Türkiye'de son yıllarda yaşanan deprem, sel, yangın ve büyük endüstriyel kazalar, bireylerin ve şirketlerin sigortaya bakış açısını temelden değiştirdi. Artık sigorta, zorunluluktan öte, hayati bir güvence aracı olarak görülüyor.
İHA'nın haberine göre Sigorta sektör temsilcileri, yaşanan bu değişimi bir "uyanış" olarak değerlendiriyor. Büyük hasarların ardından hem bireylerde hem de kurumlarda risk farkındalığı arttı ve sigortaya yaklaşım daha bilinçli bir hale geldi.

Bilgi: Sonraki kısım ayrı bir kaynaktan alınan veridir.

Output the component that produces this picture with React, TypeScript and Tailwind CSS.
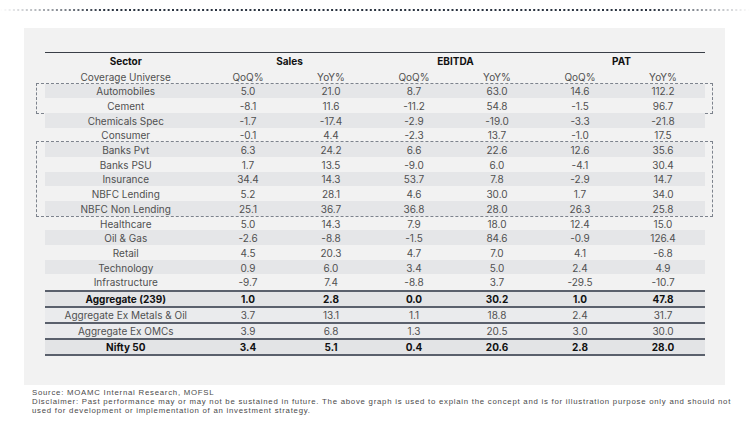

Brooklyn Sigorta ve Reasürans Brokerliği CEO'su Kadriye Pehlivan, bu dönüşümü şu sözlerle özetledi: "Türkiye'de son yıllarda meydana gelen büyük hasarlar, sigortanın bir 'ek maliyet' değil, aslında bir 'yaşam güvencesi' olduğunu herkese hatırlattı. Artık şirketler, risk yönetimini iş stratejilerinin merkezine koyuyor. Bireyler ise sigorta poliçesini sadece yasal zorunluluk için değil, kendi geleceklerini güvence altına almak için yaptırıyor."
Dijitalleşme ve Sürdürülebilirlik Öne Çıkıyor
Büyük afetlerin ardından sigorta sektöründe sadece teminatlar değil, aynı zamanda dijitalleşme ve sürdürülebilirlik de ön plana çıkmaya başladı. Poliçe süreçlerinin hızlanması, hasar yönetiminde şeffaflık ve çevre dostu teminatların yaygınlaşması, sektöre olan güveni yeniden artırıyor.
Geleceğe Yönelik Beklentiler
Önümüzdeki dönemde sigorta sektörünün özellikle doğal afet sigortaları, siber risk teminatları, sağlık ve hayat sigortaları gibi alanlarda büyümesi bekleniyor. Pehlivan, bu gelişmelerin aynı zamanda toplumsal bir bilinçlenme yarattığını vurgulayarak, sigortacılığın özünün güven olduğunu ve yaşanan bu dönüşümün hem sektör hem de toplum için güveni yeniden inşa etme fırsatı sunduğunu belirtti.